Sand Land Corp. mine site will stop accepting debris, state tells activists
The Sand Land Corp. site in Noyack will no longer accept debris for processing by next month, according to a state letter, a step the town called encouraging but far from the final resolution in a nearly 10-year battle.
Wainscott Sand & Gravel of Bridgehampton, which owns the Sand Land site, will stop accepting “brush, vegetative waste, concrete, brick, asphalt, and any other masonry debris” as of Sept. 1, state Department of Environmental Conservation commissioner Basil Seggos said in a letter dated Thursday.
John Tintle, owner of Wainscott Sand & Gravel, has also committed to clean up any such material from the site by Oct. 31 and not try to renew his solid waste registration after that, Seggos said.
Southampton Town and civic and environmental groups called the development an encouraging but modest development.
If Tintle follows through, “The use will be narrowed down to the sand mining use,” which the DEC regulates, said Southampton Town Attorney James Burke.
The letter, sent to the Group for the East End, the Noyac Civic Council, and Citizens Campaign for the Environment, responded to concerns about violations and other issues that the advocates wrote to Gov. Andrew M. Cuomo about on Aug. 7. The DEC said the mine’s agreement to stop processing debris “should go a long way toward satisfying the issues raised in your letter.”
Though Group for the East End president Bob DeLuca said he appreciated the DEC’s letter, he said he wanted to see more action.
“From our standpoint, the state has not shown the kind of leadership needed,” DeLuca said. “The state needs to shut the facility down and not renew any permits.”
Sand Land is a repeat offender, he said. “There’s a real trust problem here.”
He and Adrienne Esposito, executive director of Citizens Campaign for the Environment, said no new mining permit should be granted. The only sand left is below allowed depths, DeLuca said.
“Why would you give a facility that’s been identified as polluting the groundwater a new permit?” Esposito said.
The DEC said it would have a “rigorous review” of any permit renewal.
Neither an attorney for Wainscott Sand & Gravel nor a company official were available for comment.
Much remains uncertain after the DEC letter, including a pending appeal of Sand Land’s bid to expand sand mining, how contaminant cleanup will be handled, and the future of the 50-acre site.
Sand Land has long fought to expand the mine and crush trees, asphalt, brick and concrete there. But the mine sits over the South Fork aquifer, where land use is tightly regulated to protect the East End’s drinking water.
In April, a state appellate court ruled the mine is “subject to local regulation and to enforcement through the criminal process.” Southampton has ticketed Sand Land for bringing in construction debris and other activities, Burke said.
Referring to the DEC letter, he said: “We feel that this is a positive direction for the facility . . . that they are going to be complying with not only the court order but the town code.”

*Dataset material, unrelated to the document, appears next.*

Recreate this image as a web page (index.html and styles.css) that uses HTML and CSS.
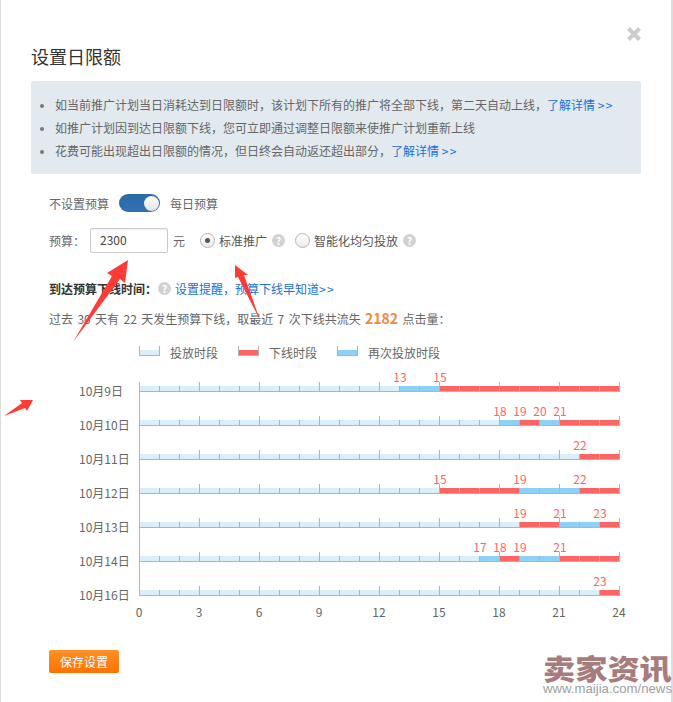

A June 29 report by the Suffolk County Department of Health Services found “the vegetative waste management activities on the Sand Land site have had significant adverse impacts to the groundwater.” Samples of groundwater showed elevated levels of manganese and iron in drinking water, it said, adding that “manganese exceeded the standards by almost 100 times and iron by over 200 times.”
In July, Wainscott Sand & Gravel attorney Brian Matthews said the company’s experts found no causal link between contamination and the mine’s operations.
The DEC, in a statement, said it “is in receipt of groundwater data but has not yet completed its review to determine what impacts may be attributable to solid waste management at the site.”